Dio, invece, è scomodo. È divisivo. Ed è anche politicamente scorretto. Lui e quella pretesa che esista una Verità. Una sola, con la “V” maiuscola, e non infinite piccole verità, a ciascuno la sua, secondo gusti e desideri.
Lui, Dio, consegna invece quella idea così definitiva che esista un bene e un male e non un: faccio quello che mi pare, e andrà bene comunque. E chi ce l’ha il coraggio oggigiorno, di parlare di Dio? E dire che esiste un solo vero bene, e le altre finte forme di bene sono un inganno?
Il potere salvifico dell’annuncio
A un certo punto, si è fatta avanti l’idea che non sia bene parlare di Dio in pubblico. Che la fede fosse un fatto privato. Una cosa da fare fra le mura domestiche, in famiglia. Come la salsa di pomodoro, il cambio degli armadi, o la tombola di Natale. Cose di cui non parli, perché mica interessano a nessuno, a parte te che le fai.
Ma la fede non è un hobby. E ci riguarda moltissimo tutti. E ogni credente ha il dovere di annunciare la parola di Dio.
Pensate se i discepoli si fossero tenuti la predicazione di Gesù solo per loro. Se l’avessero considerato un ricordo privato, da rievocare fra loro, alla pizzata di Natale.
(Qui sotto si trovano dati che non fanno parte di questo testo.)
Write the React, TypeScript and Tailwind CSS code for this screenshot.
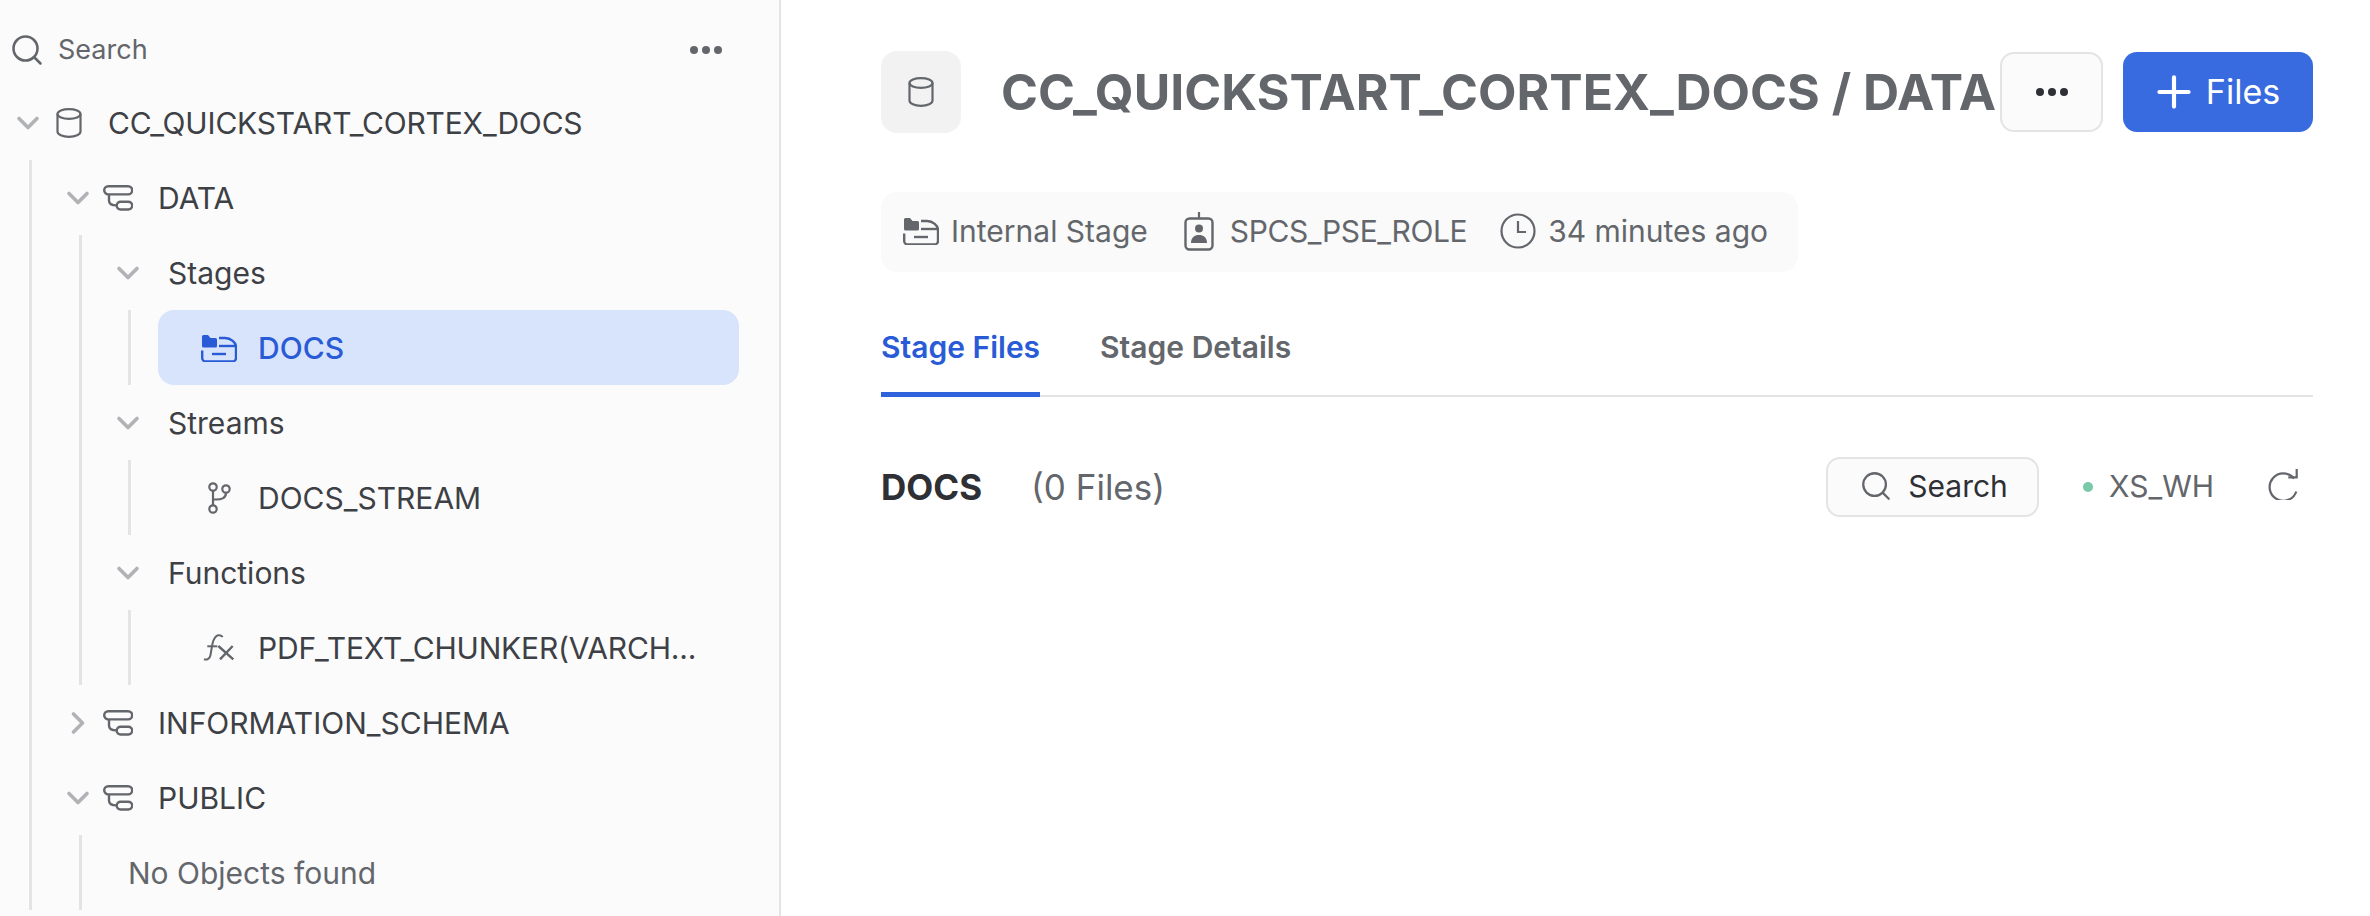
import React from 'react';
import { ChevronDown, ChevronRight, Search, Plus } from 'lucide-react';

const inter = { fontFamily: '"Inter", "Liberation Sans", sans-serif' };

function Cylinder({ className }: { className?: string }) {
  return (
    <svg viewBox="0 0 26 30" fill="none" stroke="currentColor" strokeWidth="2.2" className={className}>
      <ellipse cx="13" cy="6" rx="11.500" ry="4.800" />
      <path d="M1.500 6v17.500c0 3 5 5.300 11.500 5.300s11.500-2.300 11.500-5.300V6" />
    </svg>
  );
}

function SchemaIcon() {
  return (
    <svg viewBox="0 0 30 26" fill="none" stroke="currentColor" strokeWidth="2.4" className="h-[26px] w-[30px] shrink-0 text-[#63666b]">
      <rect x="1.200" y="1.200" width="28" height="8.200" rx="4.100" />
      <rect x="13.700" y="16.700" width="15.500" height="7.800" rx="3.900" />
      <path d="M6 9.400v6c0 3 2 5 7.700 5" />
    </svg>
  );
}

function StageIcon({ className }: { className?: string }) {
  return (
    <svg viewBox="0 0 36 28" fill="none" className={className}>
      <path d="M1 2.500A1.500 1.500 0 0 1 2.500 1h4.500l2.500 3h5a1.500 1.500 0 0 1 1.500 1.500V12a1.500 1.500 0 0 1-1.500 1.500h-12A1.500 1.500 0 0 1 1 12z" fill="currentColor" />
      <path d="M18 4h6c6 0 11 4.500 11 9v11a3.500 3.500 0 0 1-3.500 3.500H4.700A3.500 3.500 0 0 1 1.200 24v-7.500" stroke="currentColor" strokeWidth="2.400" />
      <path d="M18 12h17" stroke="currentColor" strokeWidth="2.400" />
      <path d="M11 20h14" stroke="currentColor" strokeWidth="2.400" />
    </svg>
  );
}

function StreamIcon() {
  return (
    <svg viewBox="0 0 24 32" fill="none" stroke="currentColor" strokeWidth="2.200" className="ml-[2px] h-[32px] w-[24px] text-[#63666b]">
      <circle cx="5" cy="5" r="3.700" />
      <circle cx="18" cy="7" r="3.700" />
      <circle cx="5" cy="27" r="3.700" />
      <path d="M5 8.700v14.600M5 17.500h3c6 0 10-1.500 10-6.800" />
    </svg>
  );
}

function FxIcon() {
  return (
    <svg viewBox="0 0 32 30" fill="none" stroke="currentColor" strokeWidth="2" className="h-[30px] w-[32px] text-[#63666b]">
      <path d="M19.700 4c-1.500-2-4.700-2.400-6.500-.8-2.200 2-3.500 5.800-4.200 9.800L7.500 22c-.6 3.500-3.500 5.300-6.500 4.300" />
      <path d="M4.300 13.300h10" />
      <path d="M15.300 13l15 13.300M29.700 13L17 26.300" strokeWidth="2.400" />
    </svg>
  );
}

function Badge() {
  return (
    <svg viewBox="0 0 30 39" fill="none" className="h-[39px] w-[30px] shrink-0 text-[#63666b]">
      <path d="M15 0v7" stroke="currentColor" strokeWidth="2.200" />
      <rect x="1.500" y="6.500" width="27" height="31" rx="4" stroke="currentColor" strokeWidth="2.400" />
      <circle cx="15" cy="16.500" r="4" fill="currentColor" />
      <path d="M7 31c0-5.500 3.500-8 8-8s8 2.500 8 8z" fill="currentColor" />
    </svg>
  );
}

function Clock() {
  return (
    <svg viewBox="0 0 36 36" fill="none" stroke="currentColor" strokeWidth="2.200" className="h-[36px] w-[36px] shrink-0 text-[#63666b]">
      <circle cx="18" cy="18" r="16.500" />
      <path d="M18 8v11h8" />
    </svg>
  );
}

function Refresh() {
  return (
    <svg viewBox="0 0 32 32" fill="none" stroke="currentColor" strokeWidth="2.200" className="mb-[6px] ml-[54px] mr-[13px] h-[32px] w-[32px] shrink-0 text-[#63666b]">
      <path d="M26 10.500A13.700 13.700 0 1 0 28.300 23.500" />
      <path d="M28.700 1v8.300h-8.400" />
    </svg>
  );
}

function Dots({ className }: { className?: string }) {
  return (
    <div className={`flex gap-[4px] ${className ?? ''}`}>
      <span className="h-[8px] w-[8px] rounded-full bg-current" />
      <span className="h-[8px] w-[8px] rounded-full bg-current" />
      <span className="h-[8px] w-[8px] rounded-full bg-current" />
    </div>
  );
}

function Chevron({ open = true }: { open?: boolean }) {
  const Icon = open ? ChevronDown : ChevronRight;
  return <Icon size={36} strokeWidth={2.400} className="shrink-0 text-[#b0b2b6]" />;
}

function SchemaRow({ label, open = true }: { label: string; open?: boolean }) {
  return (
    <div className="flex h-[75px] items-center text-[#3d4045]">
      <div className="ml-[32px] flex w-[28px] justify-center">
        <Chevron open={open} />
      </div>
      <div className="ml-[11px]">
        <SchemaIcon />
      </div>
      <span className="ml-[25px]">{label}</span>
    </div>
  );
}

function GroupRow({ label }: { label: string }) {
  return (
    <div className="flex h-[75px] items-center text-[#3d4045]">
      <div className="ml-[30px] flex w-[32px] justify-center">
        <Chevron />
      </div>
      <span className="ml-[24px]">{label}</span>
    </div>
  );
}

function LeafRow({ label, icon, selected, tight }: { label: string; icon: React.ReactNode; selected?: boolean; tight?: boolean }) {
  return (
    <div className="ml-[27px] flex h-[75px] items-center rounded-[16px] pl-[37px] pr-[16px] text-[#3d4045] data-[on=true]:bg-[#d8e4fc] data-[on=true]:font-medium data-[on=true]:text-[#2a5bd7]" data-on={selected ? 'true' : 'false'}>
      <div className="flex w-[63px] shrink-0 items-center justify-center pr-[16px]">{icon}</div>
      <span className={tight ? 'whitespace-nowrap tracking-[-0.18px]' : 'whitespace-nowrap'}>{label}</span>
    </div>
  );
}

export default function App() {
  return (
    <div className="flex h-[916px] w-[2370px] overflow-hidden bg-white text-[30px] leading-none" style={inter}>
      <aside className="h-full w-[781px] shrink-0 border-r-[2px] border-[#e4e4e4] bg-[#fbfbfb] pr-[40px] pt-[14px]">
        <div className="flex h-[71px] items-center text-[#63666b]">
          <Search size={36} strokeWidth={1.700} className="ml-[9px]" />
          <span className="ml-[13px] text-[27px]">Search</span>
          <Dots className="ml-auto mr-[17px] text-[#63666b]" />
        </div>

        <div className="flex h-[75px] items-center text-[#3d4045]">
          <div className="flex w-[56px] justify-center">
            <Chevron />
          </div>
          <Cylinder className="h-[30px] w-[26px] shrink-0 text-[#63666b]" />
          <span className="ml-[26px] tracking-[-0.18px]">CC_QUICKSTART_CORTEX_DOCS</span>
        </div>

        <div className="ml-[29px] border-l-[3px] border-[#e4e4e4]">
          <SchemaRow label="DATA" />
          <div className="ml-[47px] border-l-[3px] border-[#e4e4e4]">
            <GroupRow label="Stages" />
            <div className="ml-[46px] border-l-[3px] border-[#e4e4e4]">
              <LeafRow label="DOCS" selected icon={<StageIcon className="h-[28px] w-[36px]" />} />
            </div>
            <GroupRow label="Streams" />
            <div className="ml-[46px] border-l-[3px] border-[#e4e4e4]">
              <LeafRow label="DOCS_STREAM" icon={<StreamIcon />} />
            </div>
            <GroupRow label="Functions" />
            <div className="ml-[46px] border-l-[3px] border-[#e4e4e4]">
              <LeafRow label="PDF_TEXT_CHUNKER(VARCH..." tight icon={<FxIcon />} />
            </div>
          </div>
          <SchemaRow label="INFORMATION_SCHEMA" open={false} />
          <SchemaRow label="PUBLIC" />
          <div className="ml-[47px] flex h-[75px] items-center border-l-[3px] border-[#e4e4e4] pl-[46px] text-[#63666b]">
            No Objects found
          </div>
        </div>
      </aside>

      <main className="min-w-0 flex-1 pl-[100px] pr-[57px] pt-[51px]">
        <div className="flex h-[82px] items-center">
          <div className="flex h-[82px] w-[80px] shrink-0 items-center justify-center rounded-[16px] bg-[#f2f2f2]">
            <Cylinder className="h-[30px] w-[26px] text-[#63666b]" />
          </div>
          <h1 className="ml-[40px] whitespace-nowrap text-[50px] font-bold text-[#63666b]">CC_QUICKSTART_CORTEX_DOCS / DATA</h1>
          <button className="ml-auto flex h-[80px] w-[103px] items-center justify-center rounded-[14px] border-[2px] border-[#e4e4e4] bg-[#fbfbfb] text-[#2e3035]">
            <Dots />
          </button>
          <button className="ml-[20px] flex h-[80px] w-[190px] items-center justify-center gap-[7px] rounded-[14px] bg-[#386bdf] pr-[7px] text-[34px] text-white">
            <Plus size={50} strokeWidth={2} />
            Files
          </button>
        </div>

        <div className="mt-[59px] flex h-[80px] w-fit items-center rounded-[16px] bg-[#fafafa] pb-[2px] pl-[22px] pr-[30px] text-[#63666b]">
          <StageIcon className="h-[28px] w-[36px] shrink-0" />
          <span className="ml-[12px]">Internal Stage</span>
          <div className="ml-[36px]">
            <Badge />
          </div>
          <span className="ml-[16px] tracking-[-0.4px]">SPCS_PSE_ROLE</span>
          <div className="ml-[33px]">
            <Clock />
          </div>
          <span className="ml-[12px]">34 minutes ago</span>
        </div>

        <div className="mt-[33px] flex h-[92px] gap-[60px] border-b-[2px] border-[#e4e4e4] text-[30px] font-semibold">
          <div className="-mb-[2px] flex items-center border-b-[5px] border-[#2f63dc] pb-[3px] text-[#2a5bd7]">Stage Files</div>
          <div className="flex items-center pb-[6px] text-[#63666b]">Stage Details</div>
        </div>

        <div className="mt-[60px] flex h-[60px] items-center">
          <span className="text-[35px] font-bold text-[#2e3035]">DOCS</span>
          <span className="ml-[49px] text-[35px] text-[#63666b]">(0 Files)</span>
          <button className="ml-auto flex h-[60px] w-[213px] items-center justify-center gap-[15px] rounded-[14px] border-[2px] border-[#e4e4e4] bg-[#fbfbfb] pb-[2px] pl-[2px] text-[#2e3035]">
            <Search size={34} strokeWidth={1.600} className="text-[#63666b]" />
            Search
          </button>
          <span className="ml-[44px] h-[10px] w-[10px] rounded-full bg-[#78c9a9]" />
          <span className="ml-[16px] pb-[2px] text-[#63666b]">XS_WH</span>
          <Refresh />
        </div>
      </main>
    </div>
  );
}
E invece, loro sono andati ai quattro angoli del mondo, ad annunciare quello che avevano visto e sentito. Sono andati a pescare anime. E a salvarle. Perché quello che ci dimentichiamo, quando evitiamo di parlare di Dio, è che stiamo rinunciando a portare un annuncio salvifico.
Per timidezza, pudore, convenienza personale, stiamo rinunciando al dono più grande che potremmo fare agli altri: parlare di Dio con loro e aiutare la loro conversione.
Se mai l’uomo avesse un superpotere, sarebbe questo: quello di evangelizzare. Per questo non possiamo smettere di parlare di Dio.